Le Rapport Bergier nous place face aux résonnances de notre histoire. La pièce force non seulement le spectateur à remonter aux racines de l'Überfremdung, ou de la question de la surpopulation étrangère, mais dénonce en passant « l’économie de salive », et « l’indifférence meurtrière » des Suisses.

Sur la scène vide les talentueux Maurice Aufair, Felipe Castro et Lola Riccaboni se relayent avec éloquence, sans pour autant se passer la réplique. Ils s’approprient du rapport en jouant les textes de façon déstructurée et rythmique, d’un ton où se mêlent regret, colère et incompréhension. Et une pointe d’envie de tourner la page, aussi. Le langage de leurs monologues est particulièrement fin, rempli à ras bord de jeux de mots et de double-sens ; sans doute la pièce doit-elle être vue plusieurs fois, pour permettre l’accès à ses différentes couches.

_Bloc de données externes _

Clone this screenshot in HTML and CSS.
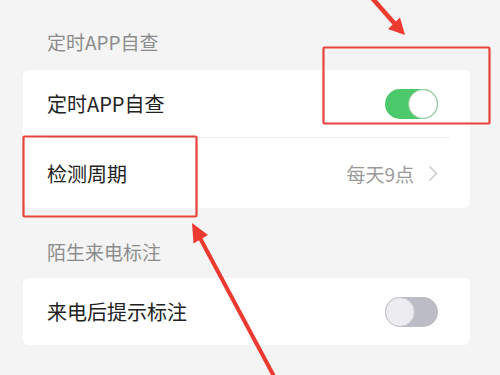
FILE: index.html
```html
<!DOCTYPE html>
<html lang="zh">
<head>
<meta charset="utf-8">
<link rel="stylesheet" href="styles.css">
</head>
<body>
<div class="page">
  <div class="section-title first">定时APP自查</div>
  <div class="card">
    <div class="row">
      <span class="label">定时APP自查</span>
      <span class="switch on"><span class="knob"></span></span>
    </div>
    <div class="divider"></div>
    <div class="row">
      <span class="label">检测周期</span>
      <span class="value">每天9点
        <svg class="chev" width="10" height="17" viewBox="0 0 10 17"><polyline points="1.5,1.5 8.5,8.5 1.5,15.5" fill="none" stroke="#c6c6c6" stroke-width="1.4"/></svg>
      </span>
    </div>
  </div>
  <div class="section-title">陌生来电标注</div>
  <div class="card">
    <div class="row">
      <span class="label">来电后提示标注</span>
      <span class="switch off"><span class="knob"></span></span>
    </div>
  </div>
</div>
<svg class="marks" width="500" height="375" viewBox="0 0 500 375">
  <rect x="323.5" y="47.5" width="166" height="76" fill="none" stroke="#e8433b" stroke-width="2.2" rx="1"/>
  <rect x="23.5" y="136.5" width="173" height="80" fill="none" stroke="#e8433b" stroke-width="2.2" rx="1"/>
  <line x1="372" y1="-2" x2="395" y2="24" stroke="#ec3a30" stroke-width="4.5"/>
  <polygon points="405,35 388,29 400,17.5" fill="#ec3a30"/>
  <line x1="276" y1="380" x2="200" y2="238" stroke="#ec3a30" stroke-width="4"/>
  <polygon points="192,223 208,235 193.5,243.5" fill="#ec3a30"/>
</svg>
</body>
</html>
```
FILE: styles.css
```css
html, body {
  margin: 0;
  padding: 0;
}
body {
  background: #f4f4f4;
  font-family: "Noto Sans CJK SC", "Noto Sans", sans-serif;
  width: 500px;
  height: 375px;
  overflow: hidden;
  position: relative;
}
.page {
  padding: 0 30px 0 23px;
}
.section-title {
  font-size: 19px;
  line-height: 24px;
  color: #8c8c8c;
  padding: 32px 0 14px 24px;
}
.section-title.first {
  padding-top: 30px;
  padding-bottom: 16px;
}
.card {
  background: #fff;
  border-radius: 6px;
}
.row {
  display: flex;
  align-items: center;
  justify-content: space-between;
  height: 68px;
  padding: 0 32px 0 24px;
}
.card .row:first-child { height: 67px; }
.label {
  font-size: 20px;
  color: #222;
}
.divider {
  height: 1px;
  background: #ececec;
  margin: 0 20px 0 24px;
}
.row + .divider + .row { height: 70px; }
.value {
  display: flex;
  align-items: center;
  gap: 14px;
  font-size: 19px;
  color: #9a9a9a;
}
.chev { display: block; }
.switch {
  width: 53px;
  height: 30px;
  border-radius: 15px;
  position: relative;
  box-sizing: border-box;
}
.switch.on { background: #4cc96a; }
.switch.off { background: #bcbcc7; }
.knob {
  position: absolute;
  top: 0;
  width: 30px;
  height: 30px;
  border-radius: 50%;
  box-sizing: border-box;
}
.switch.on .knob {
  right: 0;
  background: #fff;
  border: 1.5px solid #8fc79c;
}
.switch.off .knob {
  left: 0;
  background: #ececf1;
  border: 1.5px solid #c4c4cc;
}
.marks {
  position: absolute;
  left: 0;
  top: 0;
  pointer-events: none;
}
```
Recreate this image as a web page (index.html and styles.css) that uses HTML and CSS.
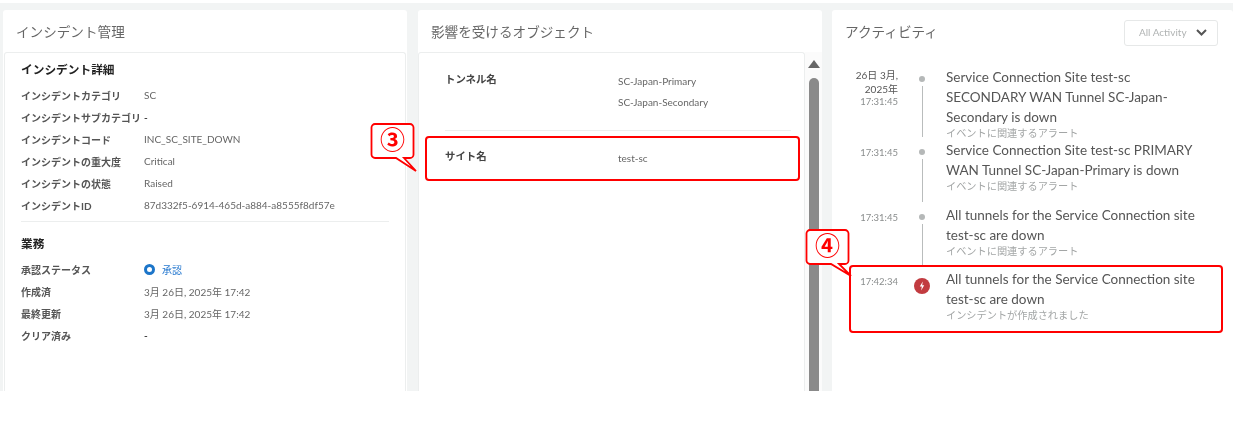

Après 75 minutes durant lesquelles le spectateur réceptionne non pas un documentaire mais une suite de variations autour du Rapport Bergier, il se relève d’abord avec le sentiment fastidieux que le prix payé pour garantir la prospérité actuelle était irrecevable. Puis il doit faire les comptes avec cette actualité qui le rattrape, et veut pouvoir se dire que si l’homme est faillible, il apprend de ses erreurs. A chacun d’entre nous maintenant le devoir d’accepter que nos choix d’aujourd’hui déterminent l’humanité de demain.

Le Rapport Bergier, à voir ou revoir au Petithéâtre de Sion jusqu’au 15 octobre.